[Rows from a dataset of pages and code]

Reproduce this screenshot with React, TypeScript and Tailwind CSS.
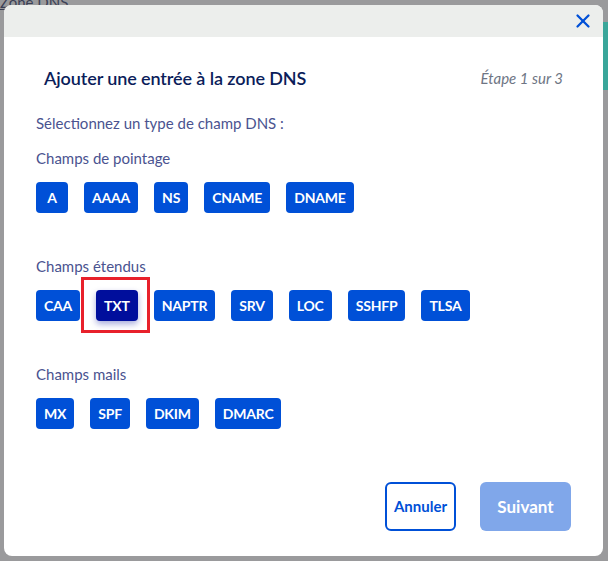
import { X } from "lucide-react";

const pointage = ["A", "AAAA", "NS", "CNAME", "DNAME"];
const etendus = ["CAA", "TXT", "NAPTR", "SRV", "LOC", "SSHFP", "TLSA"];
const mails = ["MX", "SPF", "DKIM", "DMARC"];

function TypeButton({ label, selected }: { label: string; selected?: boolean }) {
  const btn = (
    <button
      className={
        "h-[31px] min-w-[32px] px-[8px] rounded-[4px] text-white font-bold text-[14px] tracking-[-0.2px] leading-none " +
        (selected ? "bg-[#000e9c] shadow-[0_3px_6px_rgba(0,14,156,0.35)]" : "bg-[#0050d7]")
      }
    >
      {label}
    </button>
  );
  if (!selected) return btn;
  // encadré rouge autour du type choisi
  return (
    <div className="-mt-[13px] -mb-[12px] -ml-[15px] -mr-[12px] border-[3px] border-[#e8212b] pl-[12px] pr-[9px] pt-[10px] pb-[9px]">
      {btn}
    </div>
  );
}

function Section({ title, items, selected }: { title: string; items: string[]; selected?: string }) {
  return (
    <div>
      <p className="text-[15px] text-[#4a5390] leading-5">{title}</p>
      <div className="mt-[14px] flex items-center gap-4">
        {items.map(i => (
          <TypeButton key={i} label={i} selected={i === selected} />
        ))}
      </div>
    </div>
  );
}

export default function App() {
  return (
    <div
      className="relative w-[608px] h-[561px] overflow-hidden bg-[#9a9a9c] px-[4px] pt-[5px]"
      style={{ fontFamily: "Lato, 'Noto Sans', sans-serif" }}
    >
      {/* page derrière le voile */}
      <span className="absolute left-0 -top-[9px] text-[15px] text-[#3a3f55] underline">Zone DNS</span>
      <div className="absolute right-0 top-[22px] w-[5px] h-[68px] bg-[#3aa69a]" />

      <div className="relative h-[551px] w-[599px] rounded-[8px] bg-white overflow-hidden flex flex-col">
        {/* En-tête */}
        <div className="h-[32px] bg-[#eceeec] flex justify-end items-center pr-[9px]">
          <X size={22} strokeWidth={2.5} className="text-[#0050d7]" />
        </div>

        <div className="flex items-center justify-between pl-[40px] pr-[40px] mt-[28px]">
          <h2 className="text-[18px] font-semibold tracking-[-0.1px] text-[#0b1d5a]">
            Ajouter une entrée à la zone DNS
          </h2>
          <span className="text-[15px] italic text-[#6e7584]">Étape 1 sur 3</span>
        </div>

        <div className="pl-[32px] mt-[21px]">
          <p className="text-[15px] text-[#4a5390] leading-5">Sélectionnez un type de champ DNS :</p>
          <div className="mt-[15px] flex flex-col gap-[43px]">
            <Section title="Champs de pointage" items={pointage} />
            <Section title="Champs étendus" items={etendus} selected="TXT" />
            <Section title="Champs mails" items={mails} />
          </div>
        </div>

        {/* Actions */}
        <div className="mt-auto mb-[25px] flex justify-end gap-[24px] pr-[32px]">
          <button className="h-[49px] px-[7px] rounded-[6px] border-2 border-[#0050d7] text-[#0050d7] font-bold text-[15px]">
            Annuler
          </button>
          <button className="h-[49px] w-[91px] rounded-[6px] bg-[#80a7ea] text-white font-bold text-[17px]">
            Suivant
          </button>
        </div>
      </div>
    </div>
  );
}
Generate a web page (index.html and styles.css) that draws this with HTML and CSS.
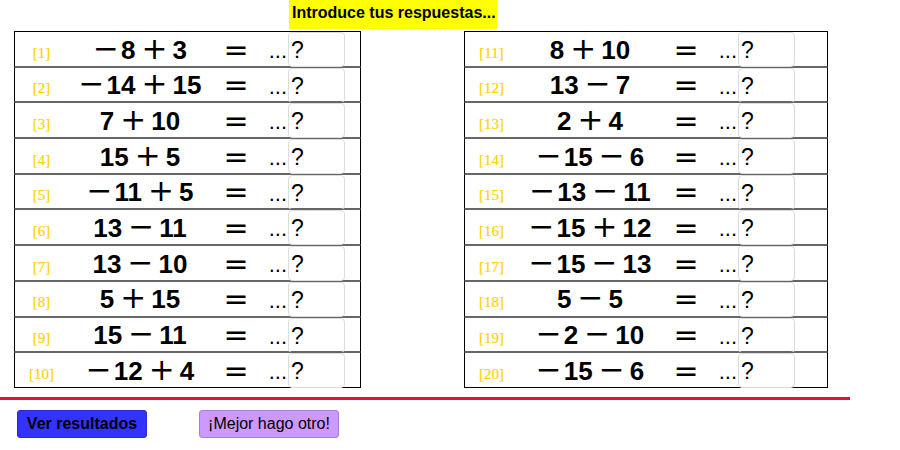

▸ GIVEN REQUEST
From start to finish, output the listing exactly, but omit its pictures.

▸ TASK SOLUTION
Reproduce this screenshot with React, TypeScript and Tailwind CSS.
import { X } from "lucide-react";

const pointage = ["A", "AAAA", "NS", "CNAME", "DNAME"];
const etendus = ["CAA", "TXT", "NAPTR", "SRV", "LOC", "SSHFP", "TLSA"];
const mails = ["MX", "SPF", "DKIM", "DMARC"];

function TypeButton({ label, selected }: { label: string; selected?: boolean }) {
  const btn = (
    <button
      className={
        "h-[31px] min-w-[32px] px-[8px] rounded-[4px] text-white font-bold text-[14px] tracking-[-0.2px] leading-none " +
        (selected ? "bg-[#000e9c] shadow-[0_3px_6px_rgba(0,14,156,0.35)]" : "bg-[#0050d7]")
      }
    >
      {label}
    </button>
  );
  if (!selected) return btn;
  // encadré rouge autour du type choisi
  return (
    <div className="-mt-[13px] -mb-[12px] -ml-[15px] -mr-[12px] border-[3px] border-[#e8212b] pl-[12px] pr-[9px] pt-[10px] pb-[9px]">
      {btn}
    </div>
  );
}

function Section({ title, items, selected }: { title: string; items: string[]; selected?: string }) {
  return (
    <div>
      <p className="text-[15px] text-[#4a5390] leading-5">{title}</p>
      <div className="mt-[14px] flex items-center gap-4">
        {items.map(i => (
          <TypeButton key={i} label={i} selected={i === selected} />
        ))}
      </div>
    </div>
  );
}

export default function App() {
  return (
    <div
      className="relative w-[608px] h-[561px] overflow-hidden bg-[#9a9a9c] px-[4px] pt-[5px]"
      style={{ fontFamily: "Lato, 'Noto Sans', sans-serif" }}
    >
      {/* page derrière le voile */}
      <span className="absolute left-0 -top-[9px] text-[15px] text-[#3a3f55] underline">Zone DNS</span>
      <div className="absolute right-0 top-[22px] w-[5px] h-[68px] bg-[#3aa69a]" />

      <div className="relative h-[551px] w-[599px] rounded-[8px] bg-white overflow-hidden flex flex-col">
        {/* En-tête */}
        <div className="h-[32px] bg-[#eceeec] flex justify-end items-center pr-[9px]">
          <X size={22} strokeWidth={2.5} className="text-[#0050d7]" />
        </div>

        <div className="flex items-center justify-between pl-[40px] pr-[40px] mt-[28px]">
          <h2 className="text-[18px] font-semibold tracking-[-0.1px] text-[#0b1d5a]">
            Ajouter une entrée à la zone DNS
          </h2>
          <span className="text-[15px] italic text-[#6e7584]">Étape 1 sur 3</span>
        </div>

        <div className="pl-[32px] mt-[21px]">
          <p className="text-[15px] text-[#4a5390] leading-5">Sélectionnez un type de champ DNS :</p>
          <div className="mt-[15px] flex flex-col gap-[43px]">
            <Section title="Champs de pointage" items={pointage} />
            <Section title="Champs étendus" items={etendus} selected="TXT" />
            <Section title="Champs mails" items={mails} />
          </div>
        </div>

        {/* Actions */}
        <div className="mt-auto mb-[25px] flex justify-end gap-[24px] pr-[32px]">
          <button className="h-[49px] px-[7px] rounded-[6px] border-2 border-[#0050d7] text-[#0050d7] font-bold text-[15px]">
            Annuler
          </button>
          <button className="h-[49px] w-[91px] rounded-[6px] bg-[#80a7ea] text-white font-bold text-[17px]">
            Suivant
          </button>
        </div>
      </div>
    </div>
  );
}
Generate a web page (index.html and styles.css) that draws this with HTML and CSS.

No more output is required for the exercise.